* [DATA BLOCK]:
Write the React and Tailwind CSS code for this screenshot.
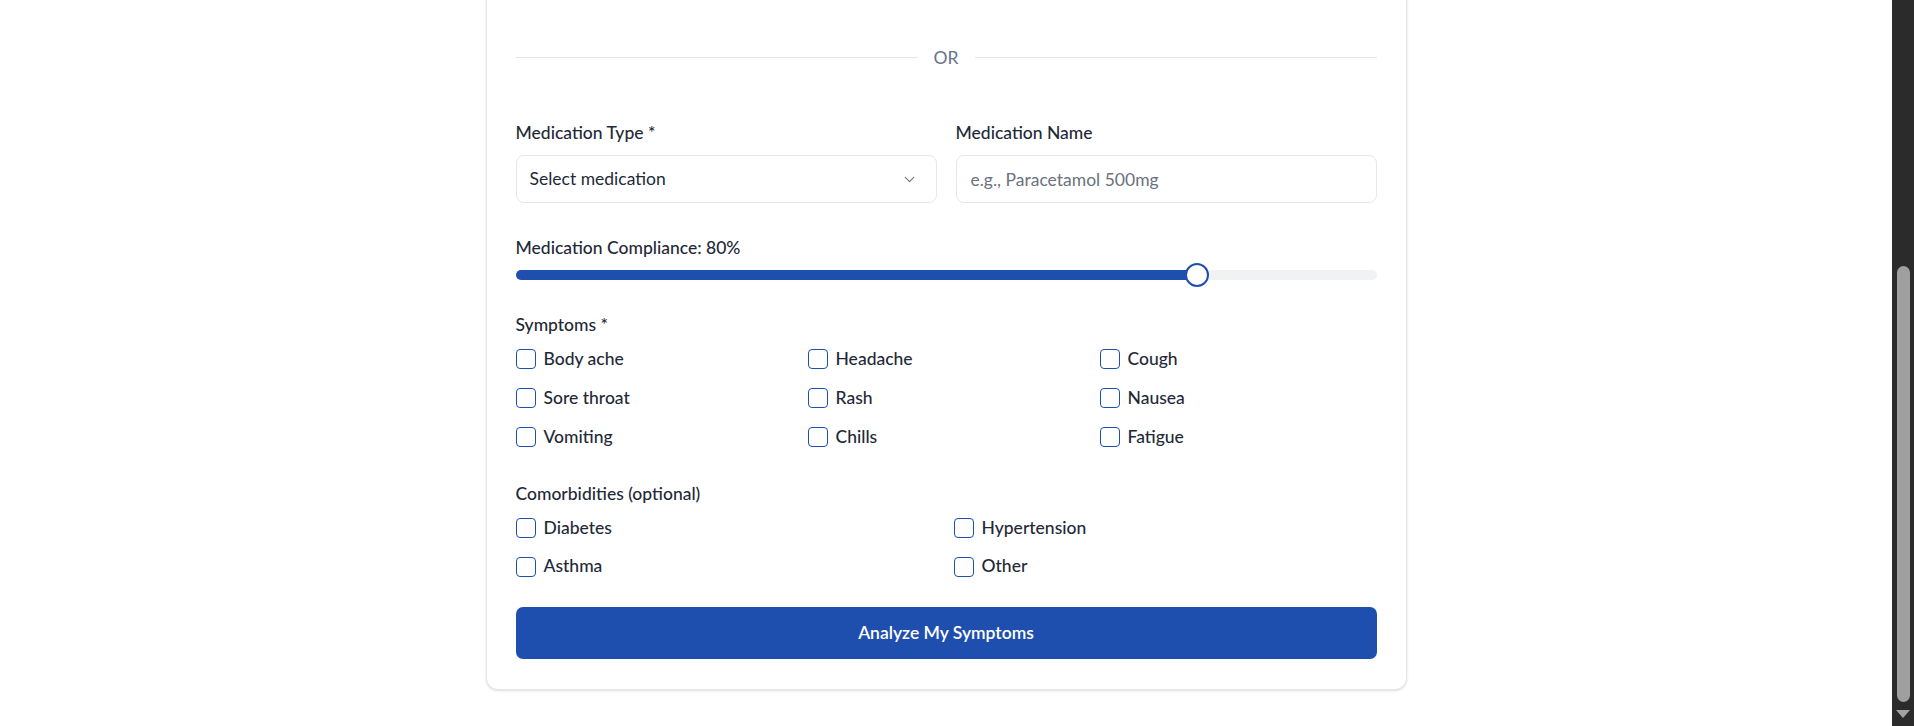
import { ChevronDown } from "lucide-react";

const symptoms = [
  "Body ache",
  "Headache",
  "Cough",
  "Sore throat",
  "Rash",
  "Nausea",
  "Vomiting",
  "Chills",
  "Fatigue",
];

const comorbidities = ["Diabetes", "Hypertension", "Asthma", "Other"];

function Check({ label }) {
  return (
    <label className="flex items-center gap-2 h-[25px] cursor-pointer">
      <span className="w-5 h-5 shrink-0 rounded-[4px] border-[1.5px] border-[#1f4fae] bg-white" />
      <span className="text-[17.5px] font-medium text-[#1f2937]">{label}</span>
    </label>
  );
}

export default function App() {
  return (
    <div className="h-screen w-full flex overflow-hidden bg-white font-['Lato',sans-serif]">
      {/* page */}
      <main className="flex-1 flex justify-center overflow-hidden">
        <div className="w-[921px] h-fit -mt-5 bg-white border border-[#e5e7eb] rounded-xl shadow-sm px-[29px] pt-16 pb-[30px]">
          {/* OR divider */}
          <div className="flex items-center gap-4">
            <div className="flex-1 h-px bg-[#e5e7eb]" />
            <span className="text-[17.5px] leading-[25px] text-[#64748b]">OR</span>
            <div className="flex-1 h-px bg-[#e5e7eb]" />
          </div>

          {/* medication */}
          <div className="grid grid-cols-2 gap-x-[19px] mt-[50px]">
            <div>
              <div className="text-[17.5px] leading-[25px] font-medium text-[#1f2937] mb-2.5">
                Medication Type *
              </div>
              <button className="w-full h-12 rounded-lg border border-[#e5e7eb] bg-white flex items-center justify-between pl-[13px] pr-[18px]">
                <span className="text-[17.5px] text-[#1f2937]">Select medication</span>
                <ChevronDown className="w-[17px] h-[17px] text-[#6b7280]" strokeWidth={1.5} />
              </button>
            </div>
            <div>
              <div className="text-[17.5px] leading-[25px] font-medium text-[#1f2937] mb-2.5">
                Medication Name
              </div>
              <input
                placeholder="e.g., Paracetamol 500mg"
                className="w-full h-12 rounded-lg border border-[#e5e7eb] bg-white px-[14px] text-[17.5px] text-[#1f2937] placeholder:text-[#6b7280] outline-none"
              />
            </div>
          </div>

          {/* compliance slider */}
          <div className="mt-[32px]">
            <div className="text-[17.5px] leading-[25px] font-medium text-[#1f2937]">
              Medication Compliance: 80%
            </div>
            <div className="relative mt-[9.5px] h-2.5 rounded-full bg-[#f1f2f4]">
              <div className="h-2.5 w-[79.2%] rounded-full bg-[#1f4fae]" />
              <span className="absolute top-1/2 left-[79.2%] -translate-x-1/2 -translate-y-1/2 w-6 h-6 rounded-full bg-white border-[2.5px] border-[#1f4fae]" />
            </div>
          </div>

          {/* symptoms */}
          <div className="mt-[32px]">
            <div className="text-[17.5px] leading-[25px] font-medium text-[#1f2937] mb-[10px]">
              Symptoms *
            </div>
            <div className="grid grid-cols-3 gap-x-[15px] gap-y-[14px]">
              {symptoms.map((s) => (
                <Check key={s} label={s} />
              ))}
            </div>
          </div>

          {/* comorbidities */}
          <div className="mt-[31px]">
            <div className="text-[17.5px] leading-[25px] font-medium text-[#1f2937] mb-[10px]">
              Comorbidities (optional)
            </div>
            <div className="grid grid-cols-2 gap-x-[15px] gap-y-[13.5px]">
              {comorbidities.map((c) => (
                <Check key={c} label={c} />
              ))}
            </div>
          </div>

          <button className="mt-[28px] w-full h-[52px] rounded-[7px] bg-[#1f4fae] text-white text-[17.5px] font-semibold">
            Analyze My Symptoms
          </button>
        </div>
      </main>

      {/* scrollbar */}
      <div className="w-[22px] shrink-0 bg-[#2b2b2b] flex flex-col items-center">
        <div className="h-[266px]" />
        <div className="w-[13px] h-[436px] rounded-full bg-[#9f9f9f]" />
        <div className="flex-1 flex items-center justify-center">
          <div className="w-0 h-0 border-l-[7px] border-r-[7px] border-t-[8px] border-l-transparent border-r-transparent border-t-[#a3a3a3]" />
        </div>
      </div>
    </div>
  );
}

* [WHAT IS NEEDED]: Reproduce all of the material above word for word. Omit the pictures.

* [ANSWER TO THE EXERCISE]:
Write the React and Tailwind CSS code for this screenshot.
import { ChevronDown } from "lucide-react";

const symptoms = [
  "Body ache",
  "Headache",
  "Cough",
  "Sore throat",
  "Rash",
  "Nausea",
  "Vomiting",
  "Chills",
  "Fatigue",
];

const comorbidities = ["Diabetes", "Hypertension", "Asthma", "Other"];

function Check({ label }) {
  return (
    <label className="flex items-center gap-2 h-[25px] cursor-pointer">
      <span className="w-5 h-5 shrink-0 rounded-[4px] border-[1.5px] border-[#1f4fae] bg-white" />
      <span className="text-[17.5px] font-medium text-[#1f2937]">{label}</span>
    </label>
  );
}

export default function App() {
  return (
    <div className="h-screen w-full flex overflow-hidden bg-white font-['Lato',sans-serif]">
      {/* page */}
      <main className="flex-1 flex justify-center overflow-hidden">
        <div className="w-[921px] h-fit -mt-5 bg-white border border-[#e5e7eb] rounded-xl shadow-sm px-[29px] pt-16 pb-[30px]">
          {/* OR divider */}
          <div className="flex items-center gap-4">
            <div className="flex-1 h-px bg-[#e5e7eb]" />
            <span className="text-[17.5px] leading-[25px] text-[#64748b]">OR</span>
            <div className="flex-1 h-px bg-[#e5e7eb]" />
          </div>

          {/* medication */}
          <div className="grid grid-cols-2 gap-x-[19px] mt-[50px]">
            <div>
              <div className="text-[17.5px] leading-[25px] font-medium text-[#1f2937] mb-2.5">
                Medication Type *
              </div>
              <button className="w-full h-12 rounded-lg border border-[#e5e7eb] bg-white flex items-center justify-between pl-[13px] pr-[18px]">
                <span className="text-[17.5px] text-[#1f2937]">Select medication</span>
                <ChevronDown className="w-[17px] h-[17px] text-[#6b7280]" strokeWidth={1.5} />
              </button>
            </div>
            <div>
              <div className="text-[17.5px] leading-[25px] font-medium text-[#1f2937] mb-2.5">
                Medication Name
              </div>
              <input
                placeholder="e.g., Paracetamol 500mg"
                className="w-full h-12 rounded-lg border border-[#e5e7eb] bg-white px-[14px] text-[17.5px] text-[#1f2937] placeholder:text-[#6b7280] outline-none"
              />
            </div>
          </div>

          {/* compliance slider */}
          <div className="mt-[32px]">
            <div className="text-[17.5px] leading-[25px] font-medium text-[#1f2937]">
              Medication Compliance: 80%
            </div>
            <div className="relative mt-[9.5px] h-2.5 rounded-full bg-[#f1f2f4]">
              <div className="h-2.5 w-[79.2%] rounded-full bg-[#1f4fae]" />
              <span className="absolute top-1/2 left-[79.2%] -translate-x-1/2 -translate-y-1/2 w-6 h-6 rounded-full bg-white border-[2.5px] border-[#1f4fae]" />
            </div>
          </div>

          {/* symptoms */}
          <div className="mt-[32px]">
            <div className="text-[17.5px] leading-[25px] font-medium text-[#1f2937] mb-[10px]">
              Symptoms *
            </div>
            <div className="grid grid-cols-3 gap-x-[15px] gap-y-[14px]">
              {symptoms.map((s) => (
                <Check key={s} label={s} />
              ))}
            </div>
          </div>

          {/* comorbidities */}
          <div className="mt-[31px]">
            <div className="text-[17.5px] leading-[25px] font-medium text-[#1f2937] mb-[10px]">
              Comorbidities (optional)
            </div>
            <div className="grid grid-cols-2 gap-x-[15px] gap-y-[13.5px]">
              {comorbidities.map((c) => (
                <Check key={c} label={c} />
              ))}
            </div>
          </div>

          <button className="mt-[28px] w-full h-[52px] rounded-[7px] bg-[#1f4fae] text-white text-[17.5px] font-semibold">
            Analyze My Symptoms
          </button>
        </div>
      </main>

      {/* scrollbar */}
      <div className="w-[22px] shrink-0 bg-[#2b2b2b] flex flex-col items-center">
        <div className="h-[266px]" />
        <div className="w-[13px] h-[436px] rounded-full bg-[#9f9f9f]" />
        <div className="flex-1 flex items-center justify-center">
          <div className="w-0 h-0 border-l-[7px] border-r-[7px] border-t-[8px] border-l-transparent border-r-transparent border-t-[#a3a3a3]" />
        </div>
      </div>
    </div>
  );
}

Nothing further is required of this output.